PXF supports three types of partitions: INT, DATE, and ENUM.

1. INT Partition

This partition type is intended for numeric columns. The columns do not necessarily have to be integer, but the partition range has to be numeric. For example, &PARTITION_BY=year:int&RANGE=2011:2013&INTERVAL=1 will generate the following sub-queries to the external database:

  • WHERE year < 2011
  • WHERE year >= 2011 AND year < 2012
  • WHERE year >= 2012 AND year < 2013
  • WHERE year >= 2013
  • WHERE year IS NULL

Each sub-query will be processed by a different PXF thread, and possibly by a different PXF server.

2. DATE Partition

Similar to the INT partition, the date partition will generate sub-queries in the specified interval. For example, &PARTITION_BY=createdate:date&RANGE=2013-01-01:2013-03-01&INTERVAL=1:month will generate the following sub-queries to the external database:

  • WHERE createdate < '2013-01-01'
  • WHERE createdate >= '2013-01-01' AND createdate < '2013-02-01'
  • WHERE createdate >= '2013-02-01' AND createdate < '2013-03-01'
  • WHERE createdate >= '2013-03-01'
  • WHERE createdate IS NULL

3. ENUM Partition

The enum partition will generate partitions given the discrete values provided. For example, &PARTITION_BY=color:enum&RANGE=red:yellow:blue will generate the following sub-queries to the external database:

  • WHERE color = 'red'
  • WHERE color = 'yellow'
  • WHERE color = 'blue'
  • WHERE color <> 'red' AND color <> 'yellow' AND color <> 'blue'
  • WHERE color is NULL

Please refer to the PXF JDBC official documentation for more information.

The experiment

For the experiment we have two Greenplum clusters, let's call them cluster1 and cluster2. cluster1 has about 50GB of TPC-H lineitem data, and cluster2 is empty.

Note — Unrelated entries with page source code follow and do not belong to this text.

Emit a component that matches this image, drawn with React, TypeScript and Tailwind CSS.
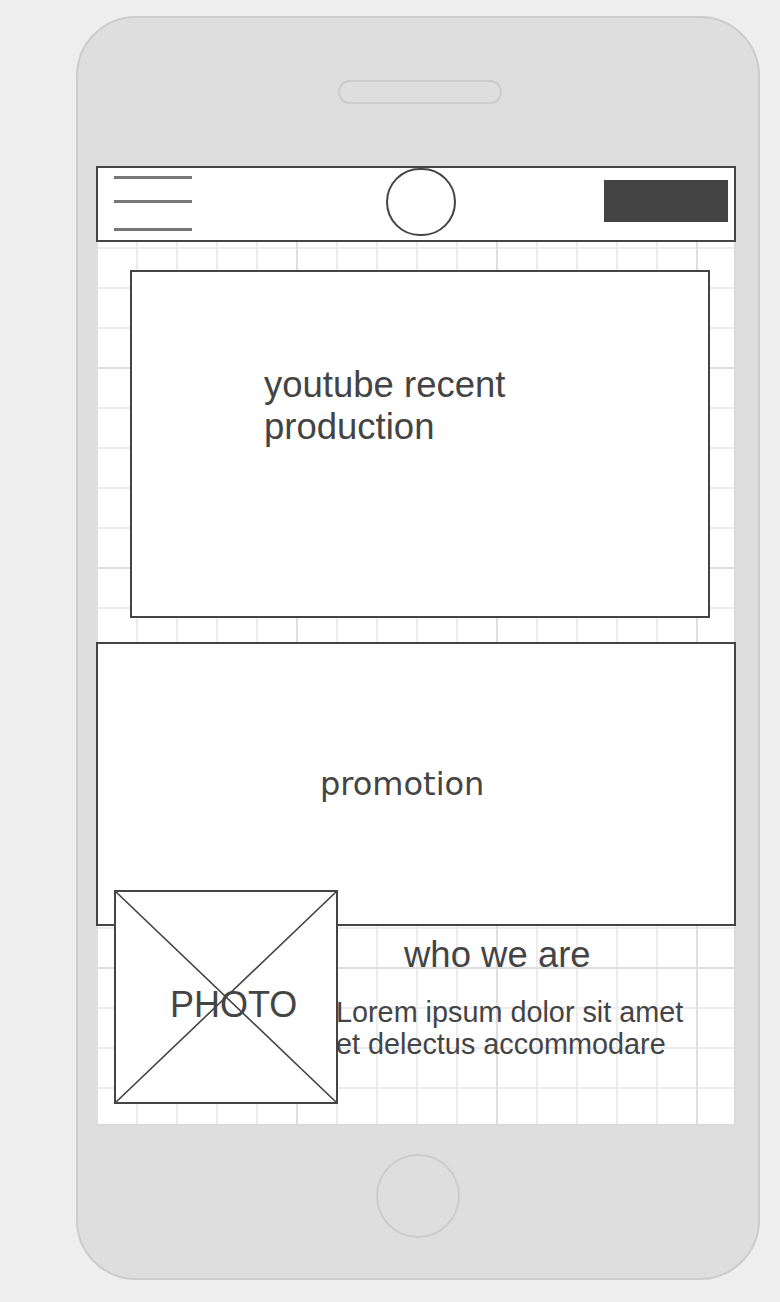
import React from "react";

export default function App() {
  return (
    <div className="w-[780px] h-[1302px] bg-[#eeeeee] pt-[16px] pl-[76px] font-['Liberation_Sans',Arial,sans-serif] text-[#444444]">
      <div className="w-[684px] h-[1264px] rounded-[60px] border-2 border-[#cccccc] bg-[#dedede] flex flex-col items-start">
        {/* speaker */}
        <div className="ml-[260px] mt-[62px] w-[164px] h-[24px] rounded-full border-2 border-[#cccccc]" />
        {/* screen */}
        <div className="ml-[18px] mt-[62px] w-[640px] h-[960px] bg-white border-r-2 border-b-2 border-[#dadada] bg-[linear-gradient(to_right,#dedede_2px,transparent_2px),linear-gradient(to_bottom,#dedede_2px,transparent_2px),linear-gradient(to_right,#ececec_2px,transparent_2px),linear-gradient(to_bottom,#ececec_2px,transparent_2px)] bg-[size:200px_200px,200px_200px,40px_40px,40px_40px] bg-[position:0_1px] flex flex-col">
          {/* header */}
          <div className="h-[76px] w-[640px] border-2 border-[#444444] bg-white flex items-start">
            <div className="ml-[16px] mt-[8px] flex flex-col">
              <div className="w-[78px] h-[3px] bg-[#777777]" />
              <div className="w-[78px] h-[3px] bg-[#777777] mt-[21px]" />
              <div className="w-[78px] h-[3px] bg-[#777777] mt-[25px]" />
            </div>
            <div className="ml-[194px] w-[70px] h-[68px] rounded-full border-2 border-[#444444]" />
            <div className="ml-[148px] mt-[12px] w-[124px] h-[42px] bg-[#444444]" />
          </div>
          {/* video */}
          <div className="ml-[34px] mt-[28px] w-[580px] h-[348px] border-2 border-[#444444] bg-white pl-[132px] pt-[92px]">
            <div className="text-[36.5px] leading-[42px]">
              youtube recent
              <br />
              production
            </div>
          </div>
          {/* promotion */}
          <div className="mt-[24px] w-[640px] h-[284px] border-2 border-[#444444] bg-white pl-[222px] pt-[120px]">
            <div className="font-['DejaVu_Sans',sans-serif] text-[32px] leading-[40px]">promotion</div>
          </div>
          {/* who we are */}
          <div className="-mt-[36px] pl-[18px] flex items-start">
            <div className="relative z-10 w-[224px] h-[214px] border-2 border-[#444444] bg-white">
              <svg className="absolute inset-0 w-full h-full" viewBox="0 0 220 210" preserveAspectRatio="none">
                <line x1="0" y1="0" x2="220" y2="210" stroke="#444444" strokeWidth="1.6" />
                <line x1="220" y1="0" x2="0" y2="210" stroke="#444444" strokeWidth="1.6" />
              </svg>
              <div className="relative pl-[54px] pt-[92px] text-[36px] leading-[42px]">PHOTO</div>
            </div>
            <div className="-ml-[2px] pt-[44px] flex flex-col">
              <div className="pl-[68px] text-[36.5px] leading-[42px]">who we are</div>
              <div className="mt-[20px] text-[28.8px] leading-[32px]">
                Lorem ipsum dolor sit amet
                <br />
                et delectus accommodare
              </div>
            </div>
          </div>
        </div>
        {/* home button */}
        <div className="ml-[298px] mt-[28px] w-[84px] h-[84px] rounded-full border-2 border-[#cccccc]" />
      </div>
    </div>
  );
}
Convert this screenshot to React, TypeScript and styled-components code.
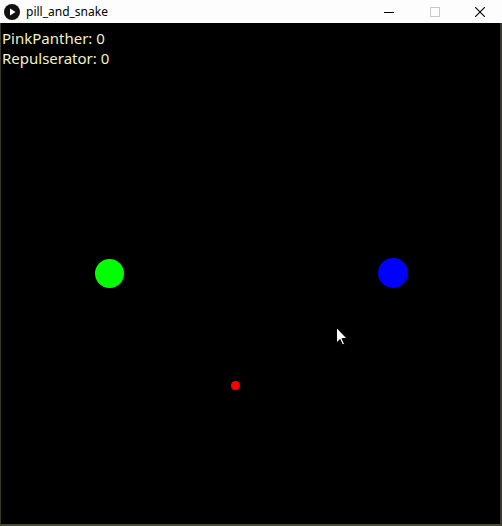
import React from "react";
import styled, { createGlobalStyle } from "styled-components";

const Global = createGlobalStyle`
  html, body { margin: 0; padding: 0; background: #000; }
  body { width: 502px; height: 526px; overflow: hidden; }
`;

const Window = styled.div`
  width: 502px;
  height: 526px;
  display: flex;
  flex-direction: column;
  background: #fff;
  box-sizing: border-box;
  font-family: "Noto Sans", "Open Sans", sans-serif;
`;

const TitleBar = styled.div`
  height: 23px;
  display: flex;
  align-items: center;
  background: #fdfdfd;
  flex-shrink: 0;
`;

const AppIcon = styled.div`
  width: 16px;
  height: 16px;
  margin-left: 4px;
  display: flex;
`;

const Title = styled.span`
  margin-left: 6px;
  font-size: 12px;
  color: #000;
  flex: 1;
  line-height: 1;
`;

const Controls = styled.div`
  display: flex;
  height: 23px;
`;

const ControlBtn = styled.div<{ $w: number }>`
  width: ${(p) => p.$w}px;
  height: 23px;
  display: flex;
  align-items: center;
  justify-content: center;
`;

const Canvas = styled.div`
  position: relative;
  flex: 1;
  background: #000;
  border-left: 1px solid #3a3a28;
  border-right: 2px solid #3a3a28;
  border-bottom: 2px solid #4a4a30;
  overflow: hidden;
`;

const Scores = styled.div`
  padding: 6px 0 0 1px;
  display: flex;
  flex-direction: column;
  gap: 1px;
  color: #f2f0c8;
  font-size: 15px;
  line-height: 19px;
`;

const Ball = styled.div<{ $x: number; $y: number; $r: number; $c: string }>`
  position: absolute;
  left: ${(p) => p.$x - p.$r}px;
  top: ${(p) => p.$y - p.$r}px;
  width: ${(p) => p.$r * 2}px;
  height: ${(p) => p.$r * 2}px;
  border-radius: 50%;
  background: ${(p) => p.$c};
`;

const Cursor = styled.svg`
  position: absolute;
  left: 335px;
  top: 304px;
`;

export default function App() {
  return (
    <>
      <Global />
      <Window>
        <TitleBar>
          <AppIcon>
            <svg width="16" height="16" viewBox="0 0 16 16">
              <circle cx="8" cy="8" r="8" fill="#111" />
              <path d="M6 4.5 L11.5 8 L6 11.5 Z" fill="#fff" />
            </svg>
          </AppIcon>
          <Title>pill_and_snake</Title>
          <Controls>
            <ControlBtn $w={46}>
              <svg width="10" height="10" viewBox="0 0 10 10">
                <path d="M0 5.5 H10" stroke="#000" strokeWidth="1" />
              </svg>
            </ControlBtn>
            <ControlBtn $w={46}>
              <svg width="10" height="10" viewBox="0 0 10 10">
                <rect x="0.5" y="0.5" width="9" height="9" fill="none" stroke="#c8c8c8" strokeWidth="1" />
              </svg>
            </ControlBtn>
            <ControlBtn $w={44}>
              <svg width="10" height="10" viewBox="0 0 10 10">
                <path d="M0 0 L10 10 M10 0 L0 10" stroke="#000" strokeWidth="1.1" />
              </svg>
            </ControlBtn>
          </Controls>
        </TitleBar>
        <Canvas>
          <Scores>
            <span>PinkPanther: 0</span>
            <span>Repulserator: 0</span>
          </Scores>
          <Ball $x={108} $y={250} $r={14.5} $c="#00ff00" />
          <Ball $x={392} $y={250} $r={15} $c="#0000ff" />
          <Ball $x={234} $y={362} $r={4.5} $c="#ff0000" />
          <Cursor width="12" height="19" viewBox="0 0 12 19">
            <path d="M0.5 0.5 L0.5 16 L4 12.5 L6.5 18 L8.5 17 L6 11.5 L11 11.5 Z" fill="#fff" stroke="#000" strokeWidth="1" />
          </Cursor>
        </Canvas>
      </Window>
    </>
  );
}
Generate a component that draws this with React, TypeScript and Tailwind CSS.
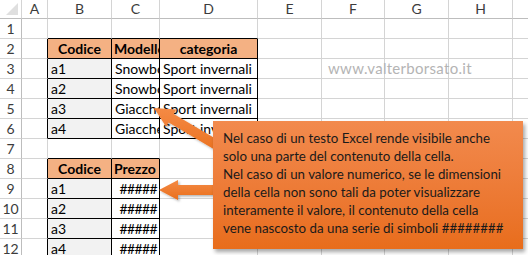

We will transfer data from cluster1 into cluster2 with and without a JDBC partitioning strategy.

Setup

For the experiment we provision two clusters in Google Cloud, with 1 master and 7 segment hosts for each cluster. Each segment host has 4 segments for a total of 28 segments. For the compute instance type we chose n1-highmen-4 with 100GB of disk space each. The two clusters are deployed on the same region and the same subnet.

This 18 minute video runs through the experiment and shows the results:

External Table DDL without partitioning

CREATE EXTERNAL TABLE lineitem_external (LIKE lineitem)
LOCATION('pxf://lineitem?PROFILE=jdbc&SERVER=greenplum')
FORMAT 'CUSTOM' (formatter='pxfwritable_import');

External Table DDL partitioned by gp_segment_id

CREATE EXTERNAL TABLE lineitem_partitioned (LIKE lineitem)
LOCATION('pxf://lineitem?PROFILE=jdbc&PARTITION_BY=gp_segment_id:int&RANGE=0:27&INTERVAL=1&SERVER=greenplum')
FORMAT 'CUSTOM' (formatter='pxfwritable_import');

With partitioning, the PXF JDBC connector will issue 31 queries to cluster1:

  • WHERE gp_segment_id < 0
  • WHERE gp_segment_id >= 0 AND gp_segment_id < 1
  • ….
  • WHERE gp_segment_id >= 26 AND gp_segment_id < 27
  • WHERE gp_segment_id >= 27
  • WHERE gp_segment_id IS NULL

Results

Conclusion

When using the PXF JDBC connector, consider using a partitioning strategy when reading data from an external database into Greenplum. A good partitioning strategy will produce transfer speedups and increase overall performance on JDBC reads using PXF. To choose a good partitioning strategy you need to take into account how data is stored on the external database. In our experiment above, we took advantage of Greenplum's distribution policy by issuing one query per segment, and each segment was accessing its own data. We saw a 6X transfer speedup by utilizing this strategy. In other databases, for example Oracle, you can use a different criteria such as data partitions, to speed up your reads.